For the life of me, I couldn’t figure out what he meant by that, so I asked.
“The proponents and sponsors are trying to use the statement persuasively that Florida is the only one of five states that don’t have open carry — trying to say that 45 have laws similar to Florida that would allow straight open carry — that there are no issues in other places, so there will be no issues here — that if it’s good in 45 states, is should be good here,” he said. “Take Pennsylvania — their statute is very, very narrow. Oklahoma requires a holster. You can’t stick a .45 in your pocket. Texas (open carry) law doesn’t take effect until 2016. To sit there and say this has worked out in other places so it would work here is wrong. There’s a whole myriad of laws in other states. They’re not examples. There’s a big difference between the Poconos and downtown Miami.”
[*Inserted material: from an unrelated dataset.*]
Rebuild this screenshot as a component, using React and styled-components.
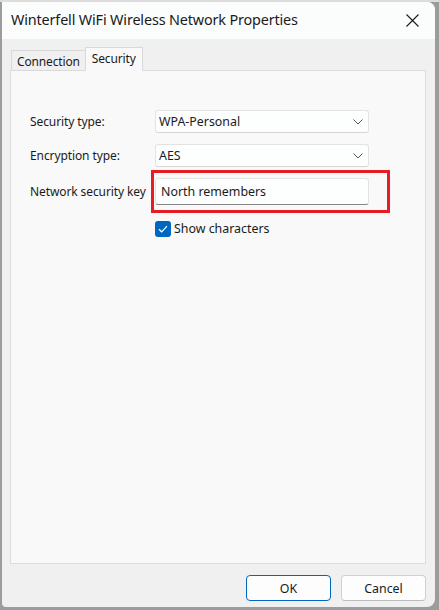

I told the sheriff that of course different states had different provisions and that the 45-state analogy should be taken on the whole, but he didn’t agree.
“Show me a major metro area where you don’t have to have a handgun in a holster, or where there’s no (mandatory) weapons retention training,” he said.
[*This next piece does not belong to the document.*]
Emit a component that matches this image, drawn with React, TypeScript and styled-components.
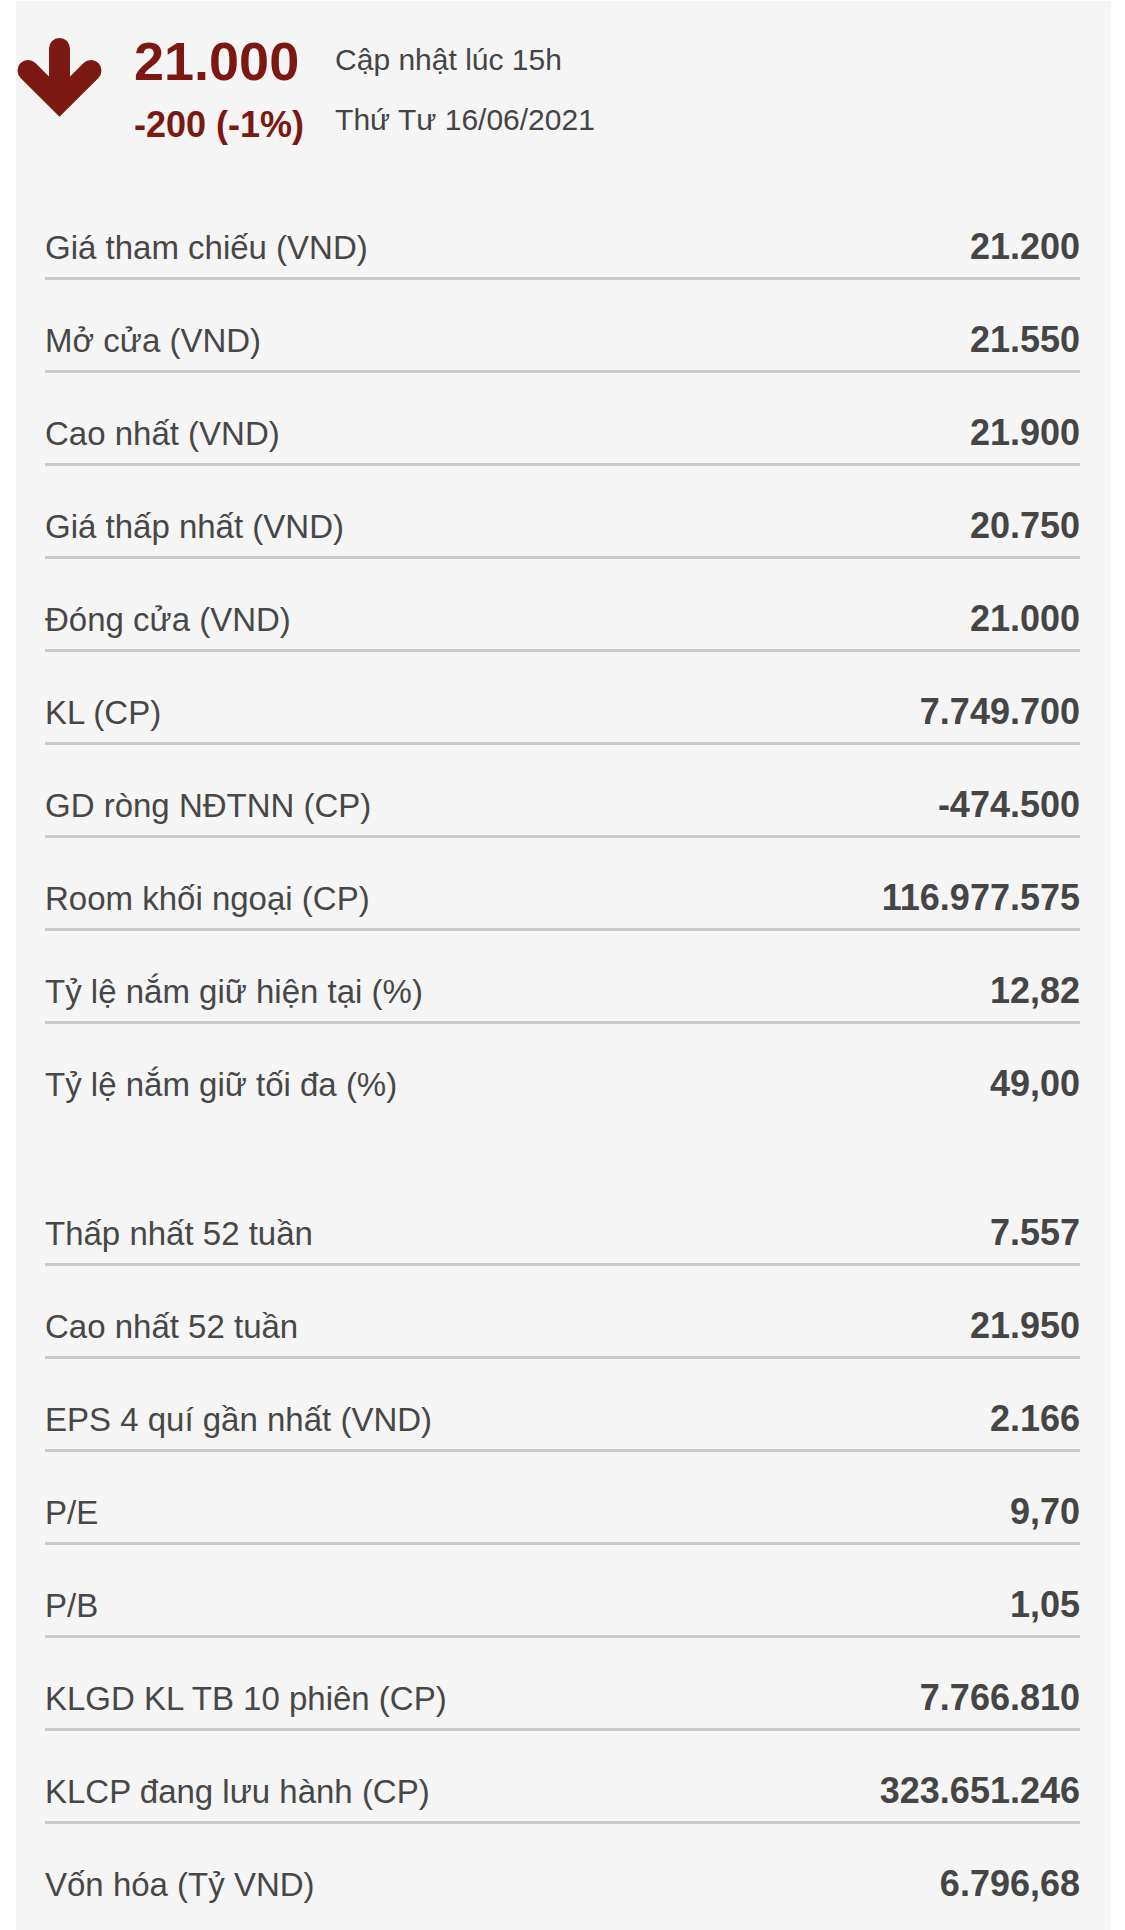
import styled, { createGlobalStyle } from "styled-components";

const GlobalStyle = createGlobalStyle`
  body {
    margin: 0;
    background: #ffffff;
    font-family: "Liberation Sans", Arial, sans-serif;
  }
`;

const GROUPS = [
  [
    { label: "Giá tham chiếu (VND)", value: "21.200" },
    { label: "Mở cửa (VND)", value: "21.550" },
    { label: "Cao nhất (VND)", value: "21.900" },
    { label: "Giá thấp nhất (VND)", value: "20.750" },
    { label: "Đóng cửa (VND)", value: "21.000" },
    { label: "KL (CP)", value: "7.749.700" },
    { label: "GD ròng NĐTNN (CP)", value: "-474.500" },
    { label: "Room khối ngoại (CP)", value: "116.977.575" },
    { label: "Tỷ lệ nắm giữ hiện tại (%)", value: "12,82" },
    { label: "Tỷ lệ nắm giữ tối đa (%)", value: "49,00" },
  ],
  [
    { label: "Thấp nhất 52 tuần", value: "7.557" },
    { label: "Cao nhất 52 tuần", value: "21.950" },
    { label: "EPS 4 quí gần nhất (VND)", value: "2.166" },
    { label: "P/E", value: "9,70" },
    { label: "P/B", value: "1,05" },
    { label: "KLGD KL TB 10 phiên (CP)", value: "7.766.810" },
    { label: "KLCP đang lưu hành (CP)", value: "323.651.246" },
    { label: "Vốn hóa (Tỷ VND)", value: "6.796,68" },
  ],
];

function DownArrow() {
  return (
    <SCArrow width="86" height="82" viewBox="0 0 86 82">
      <g
        fill="none"
        stroke="#7b1811"
        strokeWidth="21"
        strokeLinecap="round"
        strokeLinejoin="miter"
      >
        <path d="M43.5 12.5 V62" />
        <path d="M12 34.5 L43.5 66 L75 34.5" />
      </g>
    </SCArrow>
  );
}

export default function App() {
  return (
    <>
      <GlobalStyle />
      <SCPage>
        <SCPanel>
          <SCHeader>
            <DownArrow />
            <SCPrice>
              <strong>21.000</strong>
              <span>-200 (-1%)</span>
            </SCPrice>
            <SCInfo>
              <span>Cập nhật lúc 15h</span>
              <span>Thứ Tư 16/06/2021</span>
            </SCInfo>
          </SCHeader>

          {GROUPS.map((group, i) => (
            <SCGroup key={i}>
              {group.map((row) => (
                <SCRow key={row.label}>
                  <SCLabel>{row.label}</SCLabel>
                  <SCValue>{row.value}</SCValue>
                </SCRow>
              ))}
            </SCGroup>
          ))}
        </SCPanel>
      </SCPage>
    </>
  );
}

const SCPage = styled.div`
  padding: 1px 14px 0 16px;
`;

const SCPanel = styled.div`
  width: 1095px;
  background: #f5f5f5;
  padding-bottom: 24px;
`;

const SCHeader = styled.div`
  display: flex;
  align-items: flex-start;
  padding: 29px 0 37px 0;
  height: 120px;
  box-sizing: content-box;
`;

const SCArrow = styled.svg`
  display: block;
  margin-top: 6px;
  flex-shrink: 0;
`;

const SCPrice = styled.div`
  display: flex;
  flex-direction: column;
  margin-left: 32px;
  color: #7b1811;
  font-weight: 700;

  strong {
    font-size: 54px;
    line-height: 60px;
    margin-top: 1px;
  }

  span {
    font-size: 36px;
    line-height: 44px;
    margin-top: 12px;
  }
`;

const SCInfo = styled.div`
  display: flex;
  flex-direction: column;
  margin-left: 31px;
  color: #444444;
  font-size: 30px;
  line-height: 60px;
`;

const SCGroup = styled.div`
  padding: 0 31px 0 29px;

  & + & {
    margin-top: 56px;
  }
`;

const SCRow = styled.div`
  display: flex;
  align-items: baseline;
  justify-content: space-between;
  height: 93px;
  box-sizing: border-box;
  padding-top: 38px;
  border-bottom: 3px solid #cbcbcb;

  &:last-child {
    border-bottom: none;
  }
`;

const SCLabel = styled.span`
  color: #474747;
  font-size: 33px;
  line-height: 44px;
`;

const SCValue = styled.span`
  color: #454545;
  font-size: 36px;
  font-weight: 700;
  line-height: 44px;
`;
Sheriff Gaultieri told me he “absolutely” supports the right to carry a concealed firearm, but he refuses to support open carry.
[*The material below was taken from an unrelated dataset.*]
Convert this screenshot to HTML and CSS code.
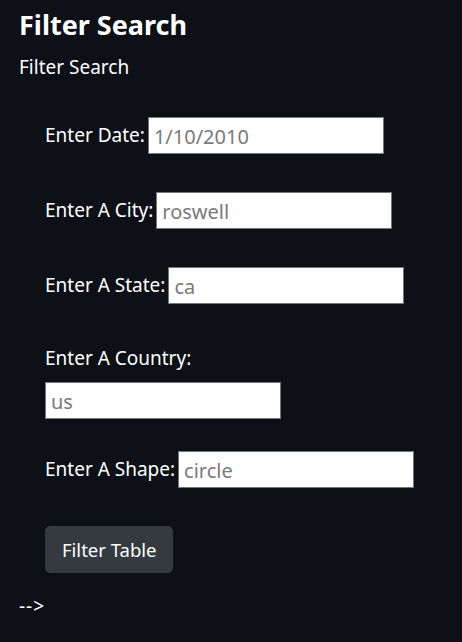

“What I am against is the unnecessary and unreasonable display of firearms,” he said. “There’s no right here being infringed on. Everyone has a right to carry a firearm concealed.”
I told him most folks view open carry as the “bearing arms” part of the Second Amendment, but the sheriff doesn’t agree.
“No. the Florida Constitution states that we can have reasonable gun restrictions, and the Federal Constitution — people read too much into it,” he said. “The Fourth Amendment says people should be free of unreasonable search and seizure. It doesn’t say all search and seizure. I don’t think it’s good to be sitting in the public cereal aisle, and to see some guy with two .45s stuck in his bathing suit. If they want to carry concealed, they need to be discreet about it.”
I want to thank the sheriff for taking the time to talk to me, even though I’m one of those who, in his view, is certainly guilty of reading too much into the Second Amendment.